Directive: Leaving out every picture, retype the lines below from the top through the one that contains "tokens ─── */".

Recorded information:
+ + + +

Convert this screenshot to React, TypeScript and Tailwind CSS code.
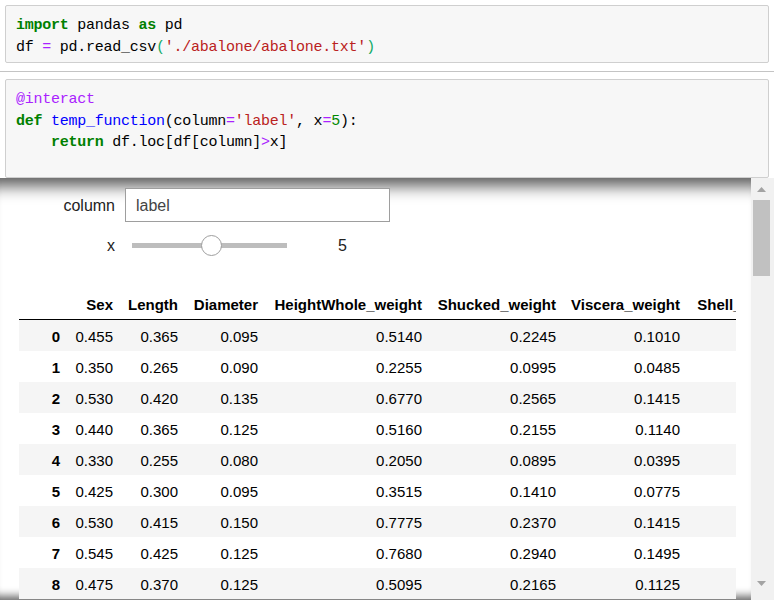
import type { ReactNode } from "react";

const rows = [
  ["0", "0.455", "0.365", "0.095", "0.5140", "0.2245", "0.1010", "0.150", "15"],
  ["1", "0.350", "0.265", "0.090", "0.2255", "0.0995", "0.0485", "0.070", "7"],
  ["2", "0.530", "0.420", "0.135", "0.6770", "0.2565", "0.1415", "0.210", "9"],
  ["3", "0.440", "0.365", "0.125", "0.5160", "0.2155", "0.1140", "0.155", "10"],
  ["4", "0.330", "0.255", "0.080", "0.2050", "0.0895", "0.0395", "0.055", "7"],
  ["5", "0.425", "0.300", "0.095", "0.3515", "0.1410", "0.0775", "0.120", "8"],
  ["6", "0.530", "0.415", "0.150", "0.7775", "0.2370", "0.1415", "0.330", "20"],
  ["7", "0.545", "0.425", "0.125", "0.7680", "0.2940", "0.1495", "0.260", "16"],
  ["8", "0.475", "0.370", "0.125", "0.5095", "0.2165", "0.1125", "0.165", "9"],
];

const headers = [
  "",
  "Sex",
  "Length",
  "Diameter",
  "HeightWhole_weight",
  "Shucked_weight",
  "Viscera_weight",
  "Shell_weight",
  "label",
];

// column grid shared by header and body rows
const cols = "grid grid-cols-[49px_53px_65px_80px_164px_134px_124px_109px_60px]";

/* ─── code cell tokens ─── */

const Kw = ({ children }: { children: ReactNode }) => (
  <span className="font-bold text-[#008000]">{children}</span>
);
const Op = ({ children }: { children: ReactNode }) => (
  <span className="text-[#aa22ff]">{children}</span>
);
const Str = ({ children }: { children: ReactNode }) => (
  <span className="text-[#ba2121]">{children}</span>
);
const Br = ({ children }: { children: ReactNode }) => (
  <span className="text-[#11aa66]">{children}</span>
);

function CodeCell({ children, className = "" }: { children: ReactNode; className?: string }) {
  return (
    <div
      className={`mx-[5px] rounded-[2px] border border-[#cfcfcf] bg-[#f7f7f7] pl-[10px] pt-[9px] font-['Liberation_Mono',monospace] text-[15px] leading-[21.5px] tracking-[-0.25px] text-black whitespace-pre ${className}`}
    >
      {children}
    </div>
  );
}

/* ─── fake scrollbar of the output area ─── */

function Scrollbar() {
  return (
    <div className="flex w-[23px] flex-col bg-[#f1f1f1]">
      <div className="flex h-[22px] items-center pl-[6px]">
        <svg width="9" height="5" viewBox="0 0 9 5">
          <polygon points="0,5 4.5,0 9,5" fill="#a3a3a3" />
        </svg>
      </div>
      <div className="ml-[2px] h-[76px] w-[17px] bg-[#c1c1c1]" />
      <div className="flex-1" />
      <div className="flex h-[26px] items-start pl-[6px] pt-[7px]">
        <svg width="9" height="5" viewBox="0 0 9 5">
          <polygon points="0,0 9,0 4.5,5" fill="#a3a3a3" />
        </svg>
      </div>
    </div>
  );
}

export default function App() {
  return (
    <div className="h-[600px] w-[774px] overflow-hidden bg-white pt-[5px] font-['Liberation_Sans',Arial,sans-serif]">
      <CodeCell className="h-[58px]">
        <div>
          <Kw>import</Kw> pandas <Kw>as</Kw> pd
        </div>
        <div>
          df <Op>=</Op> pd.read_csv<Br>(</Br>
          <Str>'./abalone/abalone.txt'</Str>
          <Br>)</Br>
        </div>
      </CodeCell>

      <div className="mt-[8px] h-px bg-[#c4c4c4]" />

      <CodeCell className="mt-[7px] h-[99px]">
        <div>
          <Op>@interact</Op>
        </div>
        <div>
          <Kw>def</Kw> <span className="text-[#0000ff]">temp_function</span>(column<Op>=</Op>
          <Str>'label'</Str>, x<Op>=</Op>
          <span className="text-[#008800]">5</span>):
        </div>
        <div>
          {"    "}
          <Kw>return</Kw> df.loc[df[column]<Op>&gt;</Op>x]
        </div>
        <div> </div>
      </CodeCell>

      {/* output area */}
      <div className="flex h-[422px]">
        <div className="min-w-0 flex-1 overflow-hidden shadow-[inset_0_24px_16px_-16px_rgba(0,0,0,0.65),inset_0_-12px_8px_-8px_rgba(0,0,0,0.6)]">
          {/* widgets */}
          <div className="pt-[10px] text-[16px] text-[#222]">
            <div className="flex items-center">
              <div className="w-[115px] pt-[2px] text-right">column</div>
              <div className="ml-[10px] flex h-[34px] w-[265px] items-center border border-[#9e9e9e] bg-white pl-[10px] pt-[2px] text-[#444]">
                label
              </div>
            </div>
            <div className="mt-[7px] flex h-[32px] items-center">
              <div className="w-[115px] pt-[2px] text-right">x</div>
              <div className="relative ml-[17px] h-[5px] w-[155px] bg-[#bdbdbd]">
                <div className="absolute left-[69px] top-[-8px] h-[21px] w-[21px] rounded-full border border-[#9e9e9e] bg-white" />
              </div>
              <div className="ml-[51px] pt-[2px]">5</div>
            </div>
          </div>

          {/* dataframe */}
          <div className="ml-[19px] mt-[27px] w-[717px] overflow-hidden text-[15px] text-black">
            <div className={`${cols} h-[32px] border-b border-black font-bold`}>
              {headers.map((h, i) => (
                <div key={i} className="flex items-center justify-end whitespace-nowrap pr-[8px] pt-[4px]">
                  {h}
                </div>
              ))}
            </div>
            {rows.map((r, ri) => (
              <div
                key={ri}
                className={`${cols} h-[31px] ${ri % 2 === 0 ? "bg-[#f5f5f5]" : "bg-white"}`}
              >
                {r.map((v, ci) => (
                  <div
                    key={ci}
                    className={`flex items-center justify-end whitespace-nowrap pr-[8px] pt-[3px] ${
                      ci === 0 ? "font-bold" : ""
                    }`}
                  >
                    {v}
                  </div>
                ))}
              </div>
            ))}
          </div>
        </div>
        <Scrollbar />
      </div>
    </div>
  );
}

+ + + +

Task response:
Convert this screenshot to React, TypeScript and Tailwind CSS code.
import type { ReactNode } from "react";

const rows = [
  ["0", "0.455", "0.365", "0.095", "0.5140", "0.2245", "0.1010", "0.150", "15"],
  ["1", "0.350", "0.265", "0.090", "0.2255", "0.0995", "0.0485", "0.070", "7"],
  ["2", "0.530", "0.420", "0.135", "0.6770", "0.2565", "0.1415", "0.210", "9"],
  ["3", "0.440", "0.365", "0.125", "0.5160", "0.2155", "0.1140", "0.155", "10"],
  ["4", "0.330", "0.255", "0.080", "0.2050", "0.0895", "0.0395", "0.055", "7"],
  ["5", "0.425", "0.300", "0.095", "0.3515", "0.1410", "0.0775", "0.120", "8"],
  ["6", "0.530", "0.415", "0.150", "0.7775", "0.2370", "0.1415", "0.330", "20"],
  ["7", "0.545", "0.425", "0.125", "0.7680", "0.2940", "0.1495", "0.260", "16"],
  ["8", "0.475", "0.370", "0.125", "0.5095", "0.2165", "0.1125", "0.165", "9"],
];

const headers = [
  "",
  "Sex",
  "Length",
  "Diameter",
  "HeightWhole_weight",
  "Shucked_weight",
  "Viscera_weight",
  "Shell_weight",
  "label",
];

// column grid shared by header and body rows
const cols = "grid grid-cols-[49px_53px_65px_80px_164px_134px_124px_109px_60px]";

/* ─── code cell tokens ─── */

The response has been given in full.